The industrial talk steered away from businesses that would require a large amount of truck/machinery traffic.

Normally, Harpool said that about 1 million square feet of development can occur for every 100 acres. However, the challenges of this site will likely limit that number.

The city will likely need earth moved from the adjacent portion to help overcome sightline/drainage issues to make it developable. The grading and slopes will also determine the best way to create a road system that connects 92 on the south to HH on the north.

Development could begin on either end, which makes the planning process that much more important. The difference in elevation from the high point on the north to the low points on the south is about 175 feet.

“We’ve done some initial analysis just looking at the entire property,” said Chris Cline, principal architect with Confluence. “There’s a lot of topography to deal with.”

In trying to create a plan, the size of tenants could be limited by designing the best way to connect roadways and sewer infrastructure. It’s also possible that full connection of the major roadways would happen over time with full buildout taking anywhere from 10 to 20 years.

All of the land resides within city limits, leaving Platte City with the ability to control the zoning.
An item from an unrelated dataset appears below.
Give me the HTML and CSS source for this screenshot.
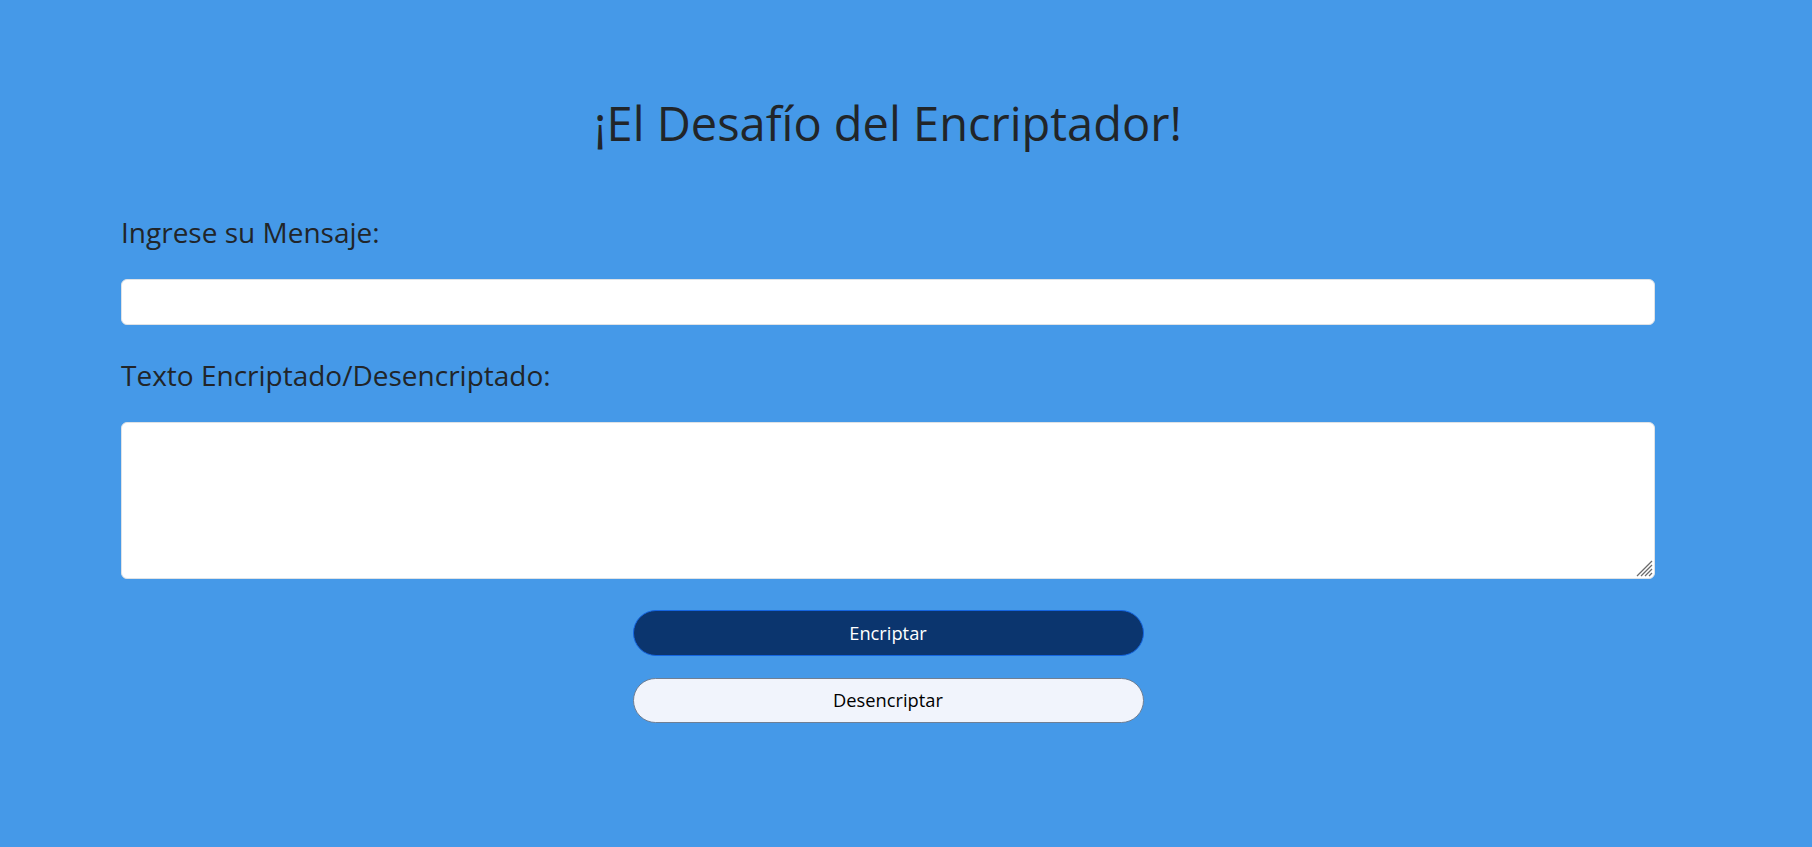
FILE: index.html
```html
<!DOCTYPE html>
<html lang="es">
<head>
<meta charset="utf-8">
<title>Encriptador</title>
<link rel="stylesheet" href="styles.css">
</head>
<body>
<main class="page">
  <h1 class="title">¡El Desafío del Encriptador!</h1>
  <label class="label label-first" for="mensaje">Ingrese su Mensaje:</label>
  <input class="field" id="mensaje" type="text">
  <label class="label label-second" for="resultado">Texto Encriptado/Desencriptado:</label>
  <div class="area-wrap">
    <textarea class="area" id="resultado"></textarea>
    <svg class="grip" width="18" height="18" viewBox="0 0 18 18" aria-hidden="true">
      <path d="M2 17 L17 2 M6 17 L17 6 M10 17 L17 10 M14 17 L17 14" stroke="#6b6b6b" stroke-width="1.3" fill="none"/>
    </svg>
  </div>
  <div class="actions">
    <button class="btn btn-primary" type="button">Encriptar</button>
    <button class="btn btn-light" type="button">Desencriptar</button>
  </div>
</main>
</body>
</html>
```

FILE: styles.css
```css
html, body {
  margin: 0;
  padding: 0;
}

body {
  background: #4599e8;
  color: #212529;
  font-family: "Open Sans", "Noto Sans", sans-serif;
  height: 847px;
  overflow: hidden;
}

.page {
  box-sizing: border-box;
  width: 1655px;
  padding: 100px 0 0 121px;
  display: flex;
  flex-direction: column;
}

.title {
  margin: 0;
  font-size: 47px;
  line-height: 47px;
  font-weight: 400;
  text-align: center;
}

.label {
  display: block;
  font-size: 28px;
  line-height: 28px;
}

.label-first {
  margin-top: 71px;
}

.label-second {
  margin-top: 36px;
}

.field,
.area {
  box-sizing: border-box;
  display: block;
  width: 100%;
  margin: 0;
  background: #ffffff;
  border: 1px solid #dee2e6;
  border-radius: 6px;
  font-family: inherit;
  font-size: 16px;
  padding: 6px 12px;
  color: #212529;
}

.field {
  height: 46px;
  margin-top: 33px;
}

.area-wrap {
  position: relative;
  margin-top: 33px;
}

.area {
  height: 157px;
  resize: none;
}

.grip {
  position: absolute;
  right: 2px;
  bottom: 2px;
  pointer-events: none;
}

.actions {
  margin-top: 31px;
  display: flex;
  flex-direction: column;
  align-items: center;
  gap: 22px;
}

.btn {
  box-sizing: border-box;
  width: 511px;
  height: 46px;
  border-radius: 23px;
  font-family: inherit;
  font-size: 18.3px;
  line-height: 1;
  display: flex;
  align-items: center;
  justify-content: center;
  padding: 0;
  cursor: pointer;
}

.btn-primary {
  background: #0b356e;
  border: 1px solid #1565e0;
  color: #ffffff;
}

.btn-light {
  background: #f1f4fc;
  border: 1px solid #6f7f94;
  color: #000000;
  height: 45px;
}
```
However, officials must work with the adjacent property owner to ensure that development fits the best interest of both parties.

“We’re going to try to put out a road map of kind of what we want,” Gehrt said. “The private sector and the private sector development, what happens there is going to drive the actual outcome. Government’s job is to set the stage and provide the foundation, and the private sector makes a lot of those decisions.

“Tonight, we are trying to set that stage.”